What is Acupuncture?
Acupuncture is an ancient Chinese medical practice with roots that go back thousands of years. According to the Eastern mindset, your body is a cohesive unit, or whole – a complex system where everything within it is inter-connected, and where each part affects all other parts. A major component is the acceptance of an invisible flow of chi (or ki). This chi can be translated as “energy” or “life force,” which circulates through meridians in your body. When energetic blocks or deficiencies occur within a meridian, an imbalance is created that can cause a ripple effect of physical symptoms. Needles inserted into certain points along the meridians can stimulate sluggish chi, disperse blocks, or otherwise manipulate the flow of energy.
In essence, lack of balance within this bio-energetic system – which also includes blood flow and nutrients – is the precursor to all illness. Your body exhibits symptoms when suffering from inner disease and if it is not rebalanced, these symptoms may lead to acute or chronic illnesses of all kinds.

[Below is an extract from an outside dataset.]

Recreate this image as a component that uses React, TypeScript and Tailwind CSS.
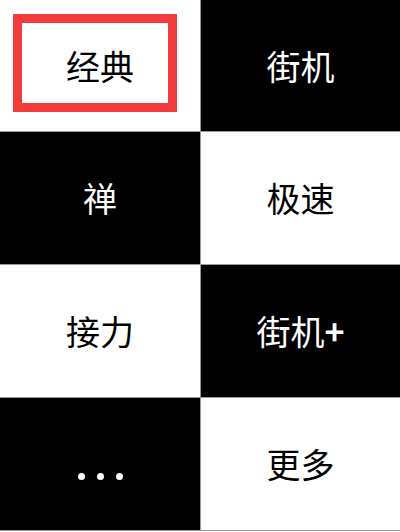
const cells = [
  { label: '经典', dark: false },
  { label: '街机', dark: true },
  { label: '禅', dark: true },
  { label: '极速', dark: false },
  { label: '接力', dark: false },
  { label: '街机', plus: true, dark: true },
  { label: 'more', dark: true },
  { label: '更多', dark: false },
];

export default function App() {
  return (
    <div
      className="w-[400px] h-[532px] bg-white overflow-hidden"
      style={{ fontFamily: '"Noto Sans CJK SC", "Noto Sans", sans-serif' }}
    >
      <div className="grid grid-cols-[200px_199px] grid-rows-[131px_132px_132px_132px] gap-px bg-[#9a9a9a] border-b border-[#9a9a9a]">
        {cells.map((c, i) => (
          <div
            key={i}
            className={
              'relative flex items-center justify-center text-[34px] leading-none ' +
              (c.dark ? 'bg-black text-white' : 'bg-white text-black')
            }
          >
            {c.label === 'more' ? (
              <div className="flex gap-[12px] mt-[24px]">
                <div className="w-[7px] h-[7px] rounded-full bg-white" />
                <div className="w-[7px] h-[7px] rounded-full bg-white" />
                <div className="w-[7px] h-[7px] rounded-full bg-white" />
              </div>
            ) : (
              <span>
                {c.label}
                {c.plus && <span className="font-bold">+</span>}
              </span>
            )}
            {i === 0 && (
              <div className="absolute left-[13px] top-[14px] w-[164px] h-[98px] border-[9px] border-[#f23b3b]" />
            )}
          </div>
        ))}
      </div>
    </div>
  );
}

Chinese medicine, contrary to Western allopathic medicine, does not treat symptoms, but rather seeks to find the origin of the imbalance that produced the symptoms in the first place. Another major difference is that acupuncture, which is part of Traditional Chinese Medicine (TCM), is remarkably safe with few, if any, negative side effects, so it certainly doesn’t hurt to try.
Traditionally, acupuncture is used to treat all kinds of health problems. In many Asian cultures, you see an acupuncturist in the same way you’d see a primary care physician here in the West, and in someUSstates acupuncturists are in fact considered primary health care physicians. Still, many Westerners have been slow to grasp this type of holistic view, where your body is perceived as being perfectly capable of self-correction and healing without drug intervention. Scientists are still at a loss to explain why acupuncture works, but for those who get relief or healing, the mechanics may not be of great importance.
Other Alternative Pain Treatments
Besides acupuncture, there are a number of treatment modalities that can help ease pain, such as:
- Emotional Freedom Technique (EFT): Few people want to be told that their pain is psychological or emotional in origin, but there’s quite a bit of evidence that backs this up. Underlying emotional issues and unresolved trauma can have a massive influence on your health, particularly as it relates to physical pain. According to Dr. John Sarno, a psychiatrist who uses mind-body techniques to treat patients with severe low back pain, EFT has a greater than 80 percent success rate
- Chiropractic adjustments: According to a recent study published in theAnnals of Internal Medicine5 and funded by the National Institutes of Health, patients with neck pain who used a chiropractor and/or exercise were more than twice as likely to be pain free in 12 weeks compared to those who took medication
- Massage: Massage releases endorphins, which help induce relaxation, relieve pain, and reduce levels of stress chemicals such as cortisol and noradrenaline – reversing the damaging effects of stress by slowing heart rate, respiration and metabolism and lowering raised blood pressure. It is a particularly effective therapy for stress-related tension, which experts believe accounts for as much as 80 to 90 percent of disease
- Neuro-Structural Integration Technique (NST): NST is a gentle, non-invasive technique that stimulates your body’s reflexes, which can provide relief for back pain. Simple movements are done across muscles, nerves and connective tissue, which helps your neuromuscular system to reset all related tension levels, promoting natural healing. The results can be both profound and lasting, and are usually apparent within two or three sessions.
If you have chronic pain of any kind, please understand that there are many safe and effective alternatives to prescription and over-the-counter painkillers, though they may require some patience. Among the best are:
- Start taking a high-quality, animal-based omega-3 fat like krill oil. Omega-3 fats are precursors to mediators of inflammation called prostaglandins. (In fact, that is how anti-inflammatory painkillers work, they positively influence prostaglandins.) The omega-3 fats EPA and DHA contained in krill oil have also been found in many animal and clinical studies to have anti-inflammatory properties.
- Reduce your intake of most processed foods as not only do they contain sugar and additives but most are loaded with omega-6 fats that upset your delicate omega 3-6 ratio, which will contribute to inflammation.
- Eliminate or radically reduce most grains and sugars (especially fructose) from your diet. Avoiding grains and sugars will lower your insulin and leptin levels. Elevated insulin and leptin levels are one of the most profound stimulators of inflammatory prostaglandin production. That is why eliminating sugar and grains is so important to controlling your pain.
- Optimize your production of vitamin D by getting regular, appropriate sun exposure, which will work through a variety of different mechanisms to reduce your pain.